Non-Sexual, Discriminatory Harassment:   The federal Ninth Circuit Court of Appeals for California and other western states has ruled that harassing conduct in the workplace can be actionable on a gender discrimination basis, even if not sexual in nature, where the women are simply harassed more than men at the receiving end of a supervisor’s bullying, intimidation, and abuse.  (EEOC v. National Education Association, Ninth Circuit No. 04-35041, September 2, 2005)

 

Let Mamdouh Use His Real Name:   The Ninth Circuit also ruled that an employee had a valid claim for racial discrimination based on the employer’s refusal to allow him to use his own, characteristically ethnic name, on the job and in dealings with customers.  Here, Mamdouh El-Hakem was told by his employer not to use his Arabic given name, Mamdouh, but rather to call himself “Manny”.  After the employer declined the employee’s repeated request to use his real name instead, and continued to identify him as Manny, the employee then suggested using his last name, “Hakem” which the employer then attempted to substitute with “Hank”.  After a jury decided that the employer’s conduct was offensive and discriminatory, the Ninth Circuit upheld the jury’s award on grounds of prohibited racial discrimination.  Mamdouh El-Hakem v.
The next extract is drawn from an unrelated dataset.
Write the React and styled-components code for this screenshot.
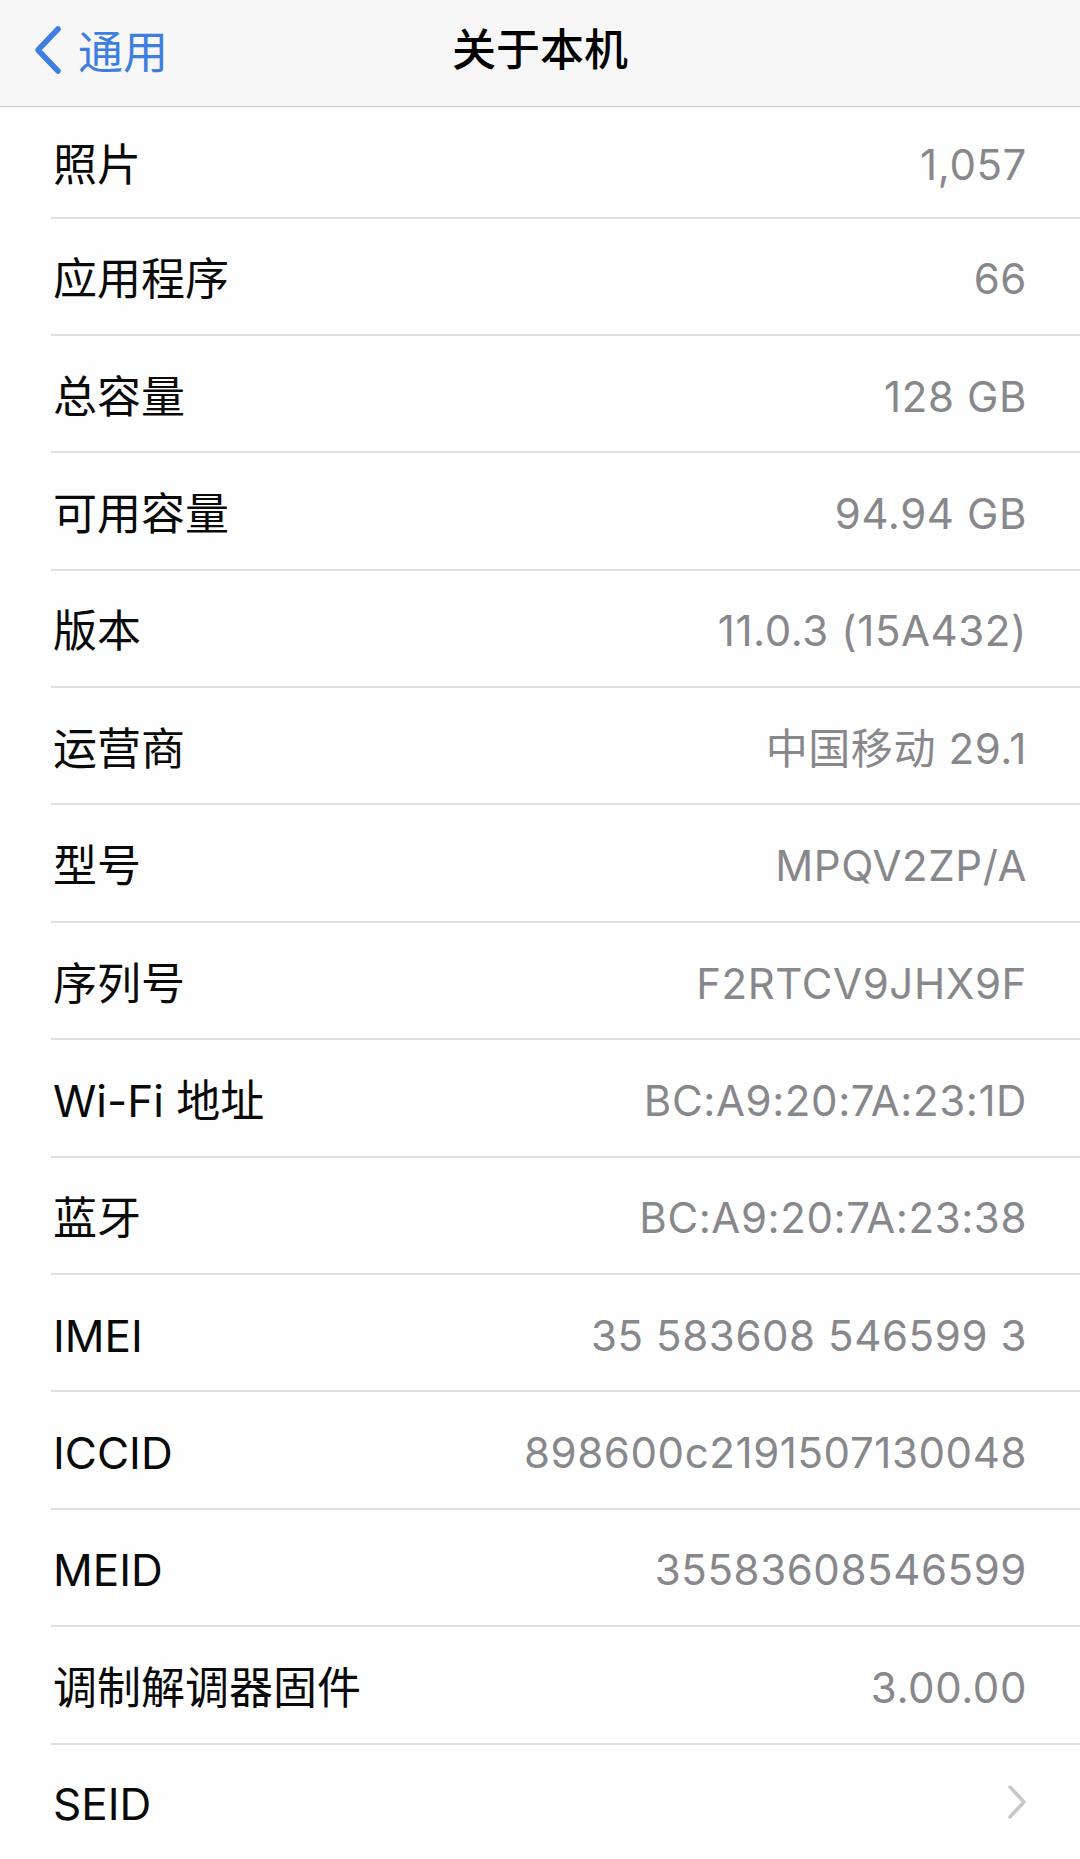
import React from "react";
import styled, { createGlobalStyle } from "styled-components";

const rows = [
  ["照片", "1,057"],
  ["应用程序", "66"],
  ["总容量", "128 GB"],
  ["可用容量", "94.94 GB"],
  ["版本", "11.0.3 (15A432)"],
  ["运营商", "中国移动 29.1"],
  ["型号", "MPQV2ZP/A"],
  ["序列号", "F2RTCV9JHX9F"],
  ["Wi-Fi 地址", "BC:A9:20:7A:23:1D"],
  ["蓝牙", "BC:A9:20:7A:23:38"],
  ["IMEI", "35 583608 546599 3"],
  ["ICCID", "898600c2191507130048"],
  ["MEID", "35583608546599"],
  ["调制解调器固件", "3.00.00"],
];

const App = () => {
  return (
    <>
      <GlobalStyle />
      <Screen>
        <NavBar>
          <BackButton>
            <svg width="34" height="50" viewBox="0 0 34 50">
              <path
                d="M28 4 L8 25 L28 46"
                fill="none"
                stroke="#3d7ee0"
                strokeWidth="5.5"
                strokeLinecap="round"
                strokeLinejoin="round"
              />
            </svg>
            <BackLabel>通用</BackLabel>
          </BackButton>
          <Title>关于本机</Title>
        </NavBar>
        <List>
          {rows.map(([label, value], i) => (
            <Row key={label} first={i === 0}>
              <Label>{label}</Label>
              <Value>{value}</Value>
            </Row>
          ))}
          <Row last>
            <Label>SEID</Label>
            <svg width="20" height="36" viewBox="0 0 20 36">
              <path
                d="M3 3 L17 18 L3 33"
                fill="none"
                stroke="#c7c7cc"
                strokeWidth="3.5"
                strokeLinecap="round"
                strokeLinejoin="round"
              />
            </svg>
          </Row>
        </List>
      </Screen>
    </>
  );
};

export default App;

const GlobalStyle = createGlobalStyle`
  html, body {
    margin: 0;
    padding: 0;
    background: #fefefe;
  }
  body {
    font-family: Inter, "Noto Sans CJK SC", sans-serif;
    -webkit-font-smoothing: antialiased;
  }
`;

const Screen = styled.div`
  width: 1080px;
  height: 1859px;
  overflow: hidden;
  background: #fefefe;
`;

const NavBar = styled.header`
  position: relative;
  height: 106px;
  background: #f7f7f7;
  border-bottom: 1px solid #c9c9c9;
  display: flex;
  align-items: center;
  justify-content: center;
`;

const BackButton = styled.div`
  position: absolute;
  left: 30px;
  top: 25px;
  display: flex;
  align-items: center;
  gap: 14px;
`;

const BackLabel = styled.span`
  font-family: "Noto Sans CJK SC", sans-serif;
  font-size: 45px;
  color: #3d7ee0;
  line-height: 1;
  margin-top: -2px;
`;

const Title = styled.h1`
  margin: -12px 0 0;
  font-family: "Noto Sans CJK SC", sans-serif;
  font-size: 44px;
  font-weight: 500;
  color: #000;
`;

const List = styled.main`
  display: flex;
  flex-direction: column;
`;

const Row = styled.div`
  position: relative;
  box-sizing: border-box;
  height: ${(p) => (p.first ? "111.5px" : p.last ? "115px" : "117.4px")};
  padding: 0 53px 0 53px;
  display: flex;
  align-items: center;
  justify-content: space-between;

  &::after {
    content: "";
    display: ${(p) => (p.last ? "none" : "block")};
    position: absolute;
    left: 51px;
    right: 0;
    bottom: 0;
    height: 2px;
    background: #e0e0e2;
  }
`;

const Label = styled.span`
  font-size: 44px;
  color: #0a0a0a;
  line-height: 1;
  margin-top: 4px;
`;

const Value = styled.span`
  font-size: 42px;
  color: #88888c;
  line-height: 1;
  margin-top: 4px;
  letter-spacing: 0.6px;
`;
BJY Inc., Ninth Circuit No. 04-35063, July 21, 2005).

 

Prescription-Marijuana Drug Test Failure Justifies Termination:  According to the California Court of Appeal, where an employer has a drug-free workplace policy and requires a drug test in conjunction with hiring, it is not liable for wrongful termination from an employee’s drug test revealing marijuana use, even if the employee produces a doctor’s recommendation for marijuana usage under California’s Compassionate Use Act.  The distinction here is that the marijuana usage is illegal and may be included in the employer’s drug-free workplace policy, regardless of a doctor’s individual usage recommendation.  (Gary Ross v. Ragingwire Telecommunications, Inc., California Court of Appeal No. C043392, September 7, 2005)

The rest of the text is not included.